SET TASK: Gather all lines from the material that contain "index".

MATERIAL FOR THIS EXERCISE:
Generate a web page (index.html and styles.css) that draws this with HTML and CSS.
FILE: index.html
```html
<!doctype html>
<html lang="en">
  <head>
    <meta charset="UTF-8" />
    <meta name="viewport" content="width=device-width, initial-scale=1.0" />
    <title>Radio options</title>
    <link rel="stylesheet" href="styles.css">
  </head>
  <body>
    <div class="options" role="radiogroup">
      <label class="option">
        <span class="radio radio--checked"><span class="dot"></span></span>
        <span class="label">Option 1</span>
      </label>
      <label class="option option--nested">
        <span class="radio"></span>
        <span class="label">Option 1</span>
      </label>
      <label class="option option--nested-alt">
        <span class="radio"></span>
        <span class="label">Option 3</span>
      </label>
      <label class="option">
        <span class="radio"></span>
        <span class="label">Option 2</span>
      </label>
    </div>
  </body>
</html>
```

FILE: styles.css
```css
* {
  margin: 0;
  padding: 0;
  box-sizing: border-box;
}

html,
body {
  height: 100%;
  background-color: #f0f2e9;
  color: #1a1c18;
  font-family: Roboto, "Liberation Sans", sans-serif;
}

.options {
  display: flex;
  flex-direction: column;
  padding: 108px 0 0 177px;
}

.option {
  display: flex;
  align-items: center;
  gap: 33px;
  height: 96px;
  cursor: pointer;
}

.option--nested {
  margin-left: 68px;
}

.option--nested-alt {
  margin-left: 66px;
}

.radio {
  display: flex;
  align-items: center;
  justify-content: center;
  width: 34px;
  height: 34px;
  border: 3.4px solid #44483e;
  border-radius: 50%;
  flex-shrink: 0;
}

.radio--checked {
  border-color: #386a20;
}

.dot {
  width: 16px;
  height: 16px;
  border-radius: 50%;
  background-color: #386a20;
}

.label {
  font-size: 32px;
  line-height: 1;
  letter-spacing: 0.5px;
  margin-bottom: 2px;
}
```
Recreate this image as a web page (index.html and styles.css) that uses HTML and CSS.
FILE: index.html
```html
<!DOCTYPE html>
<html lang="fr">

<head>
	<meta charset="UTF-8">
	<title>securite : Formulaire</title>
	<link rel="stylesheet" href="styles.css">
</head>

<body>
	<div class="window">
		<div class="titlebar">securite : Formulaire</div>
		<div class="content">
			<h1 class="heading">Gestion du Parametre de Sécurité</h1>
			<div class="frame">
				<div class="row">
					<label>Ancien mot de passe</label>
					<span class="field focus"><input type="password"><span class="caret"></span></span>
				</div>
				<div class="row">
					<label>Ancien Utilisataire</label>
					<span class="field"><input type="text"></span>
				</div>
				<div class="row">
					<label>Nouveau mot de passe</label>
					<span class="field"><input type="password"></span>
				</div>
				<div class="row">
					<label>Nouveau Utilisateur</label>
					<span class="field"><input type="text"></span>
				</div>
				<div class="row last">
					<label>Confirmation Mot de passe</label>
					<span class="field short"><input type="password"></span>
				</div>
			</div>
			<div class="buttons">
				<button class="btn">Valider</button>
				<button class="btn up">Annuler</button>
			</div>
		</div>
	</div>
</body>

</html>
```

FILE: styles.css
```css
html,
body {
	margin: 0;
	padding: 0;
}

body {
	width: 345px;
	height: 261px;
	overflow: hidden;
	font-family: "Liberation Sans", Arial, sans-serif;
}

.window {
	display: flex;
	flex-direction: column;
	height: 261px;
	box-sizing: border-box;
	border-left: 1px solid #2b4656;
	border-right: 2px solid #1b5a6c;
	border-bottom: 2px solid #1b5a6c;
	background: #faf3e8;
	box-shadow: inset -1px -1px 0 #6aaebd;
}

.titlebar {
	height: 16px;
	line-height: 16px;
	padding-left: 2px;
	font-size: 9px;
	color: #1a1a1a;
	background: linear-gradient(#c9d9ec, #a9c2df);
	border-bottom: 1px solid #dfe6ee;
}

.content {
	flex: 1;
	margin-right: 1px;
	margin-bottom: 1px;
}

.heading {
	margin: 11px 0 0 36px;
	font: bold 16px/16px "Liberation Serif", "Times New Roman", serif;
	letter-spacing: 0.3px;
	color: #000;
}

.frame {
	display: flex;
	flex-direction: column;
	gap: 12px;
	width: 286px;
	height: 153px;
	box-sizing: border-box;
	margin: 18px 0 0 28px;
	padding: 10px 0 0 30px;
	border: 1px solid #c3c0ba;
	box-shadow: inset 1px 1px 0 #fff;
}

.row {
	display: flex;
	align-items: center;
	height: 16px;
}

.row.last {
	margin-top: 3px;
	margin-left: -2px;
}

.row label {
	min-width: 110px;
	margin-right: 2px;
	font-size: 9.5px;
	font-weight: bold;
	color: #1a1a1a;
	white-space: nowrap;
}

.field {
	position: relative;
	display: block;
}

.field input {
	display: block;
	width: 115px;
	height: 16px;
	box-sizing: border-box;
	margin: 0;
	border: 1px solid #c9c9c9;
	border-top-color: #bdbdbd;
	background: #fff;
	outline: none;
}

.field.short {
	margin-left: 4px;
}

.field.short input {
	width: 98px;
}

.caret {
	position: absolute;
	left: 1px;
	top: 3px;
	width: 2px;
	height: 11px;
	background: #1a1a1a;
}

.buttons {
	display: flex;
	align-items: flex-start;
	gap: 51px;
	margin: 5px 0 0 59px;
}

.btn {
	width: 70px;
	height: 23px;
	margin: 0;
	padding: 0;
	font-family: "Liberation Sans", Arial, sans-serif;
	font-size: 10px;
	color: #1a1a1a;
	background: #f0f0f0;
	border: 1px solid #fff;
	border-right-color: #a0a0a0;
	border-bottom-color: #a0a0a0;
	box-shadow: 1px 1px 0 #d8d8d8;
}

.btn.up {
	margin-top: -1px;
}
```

WRITTEN ANSWER:
Generate a web page (index.html and styles.css) that draws this with HTML and CSS.
FILE: index.html
Recreate this image as a web page (index.html and styles.css) that uses HTML and CSS.
FILE: index.html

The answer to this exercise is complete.